╭─ Data segment

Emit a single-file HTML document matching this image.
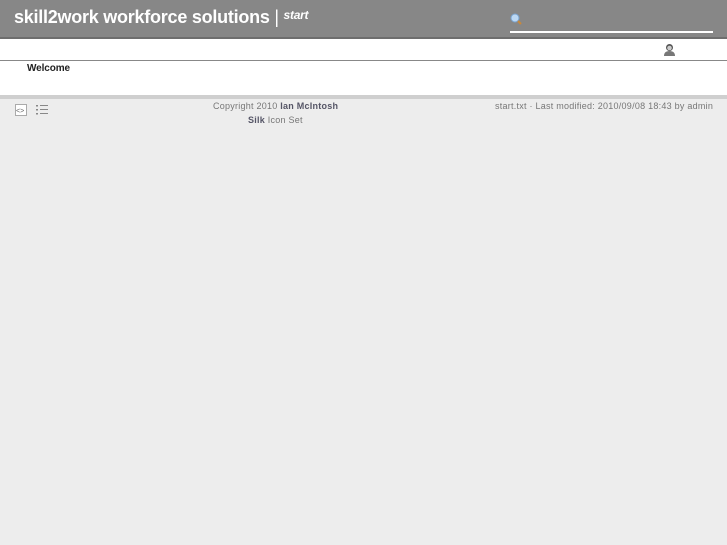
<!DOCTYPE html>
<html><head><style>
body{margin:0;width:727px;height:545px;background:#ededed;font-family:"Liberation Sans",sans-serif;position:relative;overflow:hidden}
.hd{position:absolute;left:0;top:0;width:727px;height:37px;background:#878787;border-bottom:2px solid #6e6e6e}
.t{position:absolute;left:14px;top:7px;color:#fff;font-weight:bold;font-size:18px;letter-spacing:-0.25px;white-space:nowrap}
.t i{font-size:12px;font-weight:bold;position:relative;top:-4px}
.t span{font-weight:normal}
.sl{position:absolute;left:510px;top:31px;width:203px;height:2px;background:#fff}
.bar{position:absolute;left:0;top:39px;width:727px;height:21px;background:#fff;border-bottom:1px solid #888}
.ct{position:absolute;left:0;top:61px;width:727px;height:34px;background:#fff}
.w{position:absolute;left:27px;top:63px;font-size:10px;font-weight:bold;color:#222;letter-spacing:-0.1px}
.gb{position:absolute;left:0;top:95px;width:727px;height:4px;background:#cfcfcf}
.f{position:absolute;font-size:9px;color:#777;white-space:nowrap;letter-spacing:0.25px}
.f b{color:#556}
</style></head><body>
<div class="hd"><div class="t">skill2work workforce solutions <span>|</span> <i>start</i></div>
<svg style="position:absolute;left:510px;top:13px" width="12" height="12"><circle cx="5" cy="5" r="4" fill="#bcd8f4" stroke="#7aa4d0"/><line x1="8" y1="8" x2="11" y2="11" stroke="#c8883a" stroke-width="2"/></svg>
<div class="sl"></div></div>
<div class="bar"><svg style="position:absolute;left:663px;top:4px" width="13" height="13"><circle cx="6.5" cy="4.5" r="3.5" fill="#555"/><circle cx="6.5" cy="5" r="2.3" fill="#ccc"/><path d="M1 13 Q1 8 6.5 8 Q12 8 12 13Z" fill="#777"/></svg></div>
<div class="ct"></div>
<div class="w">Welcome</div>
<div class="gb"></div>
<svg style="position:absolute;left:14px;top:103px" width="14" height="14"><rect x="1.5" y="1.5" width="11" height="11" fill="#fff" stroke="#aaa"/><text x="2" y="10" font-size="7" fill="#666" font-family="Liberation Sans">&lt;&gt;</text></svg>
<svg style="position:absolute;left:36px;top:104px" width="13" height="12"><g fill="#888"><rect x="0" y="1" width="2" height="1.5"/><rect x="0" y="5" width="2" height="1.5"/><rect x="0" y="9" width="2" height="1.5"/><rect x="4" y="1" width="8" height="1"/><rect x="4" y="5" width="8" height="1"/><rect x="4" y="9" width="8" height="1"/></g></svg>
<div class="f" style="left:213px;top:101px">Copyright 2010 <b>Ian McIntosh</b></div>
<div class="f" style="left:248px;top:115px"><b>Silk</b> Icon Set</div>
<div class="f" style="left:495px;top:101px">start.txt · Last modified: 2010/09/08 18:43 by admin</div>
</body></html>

╰─

(Short problem) Omitting all images, print the listing exactly.

(Exercise result)
Emit a single-file HTML document matching this image.
<!DOCTYPE html>
<html><head><style>
body{margin:0;width:727px;height:545px;background:#ededed;font-family:"Liberation Sans",sans-serif;position:relative;overflow:hidden}
.hd{position:absolute;left:0;top:0;width:727px;height:37px;background:#878787;border-bottom:2px solid #6e6e6e}
.t{position:absolute;left:14px;top:7px;color:#fff;font-weight:bold;font-size:18px;letter-spacing:-0.25px;white-space:nowrap}
.t i{font-size:12px;font-weight:bold;position:relative;top:-4px}
.t span{font-weight:normal}
.sl{position:absolute;left:510px;top:31px;width:203px;height:2px;background:#fff}
.bar{position:absolute;left:0;top:39px;width:727px;height:21px;background:#fff;border-bottom:1px solid #888}
.ct{position:absolute;left:0;top:61px;width:727px;height:34px;background:#fff}
.w{position:absolute;left:27px;top:63px;font-size:10px;font-weight:bold;color:#222;letter-spacing:-0.1px}
.gb{position:absolute;left:0;top:95px;width:727px;height:4px;background:#cfcfcf}
.f{position:absolute;font-size:9px;color:#777;white-space:nowrap;letter-spacing:0.25px}
.f b{color:#556}
</style></head><body>
<div class="hd"><div class="t">skill2work workforce solutions <span>|</span> <i>start</i></div>
<svg style="position:absolute;left:510px;top:13px" width="12" height="12"><circle cx="5" cy="5" r="4" fill="#bcd8f4" stroke="#7aa4d0"/><line x1="8" y1="8" x2="11" y2="11" stroke="#c8883a" stroke-width="2"/></svg>
<div class="sl"></div></div>
<div class="bar"><svg style="position:absolute;left:663px;top:4px" width="13" height="13"><circle cx="6.5" cy="4.5" r="3.5" fill="#555"/><circle cx="6.5" cy="5" r="2.3" fill="#ccc"/><path d="M1 13 Q1 8 6.5 8 Q12 8 12 13Z" fill="#777"/></svg></div>
<div class="ct"></div>
<div class="w">Welcome</div>
<div class="gb"></div>
<svg style="position:absolute;left:14px;top:103px" width="14" height="14"><rect x="1.5" y="1.5" width="11" height="11" fill="#fff" stroke="#aaa"/><text x="2" y="10" font-size="7" fill="#666" font-family="Liberation Sans">&lt;&gt;</text></svg>
<svg style="position:absolute;left:36px;top:104px" width="13" height="12"><g fill="#888"><rect x="0" y="1" width="2" height="1.5"/><rect x="0" y="5" width="2" height="1.5"/><rect x="0" y="9" width="2" height="1.5"/><rect x="4" y="1" width="8" height="1"/><rect x="4" y="5" width="8" height="1"/><rect x="4" y="9" width="8" height="1"/></g></svg>
<div class="f" style="left:213px;top:101px">Copyright 2010 <b>Ian McIntosh</b></div>
<div class="f" style="left:248px;top:115px"><b>Silk</b> Icon Set</div>
<div class="f" style="left:495px;top:101px">start.txt · Last modified: 2010/09/08 18:43 by admin</div>
</body></html>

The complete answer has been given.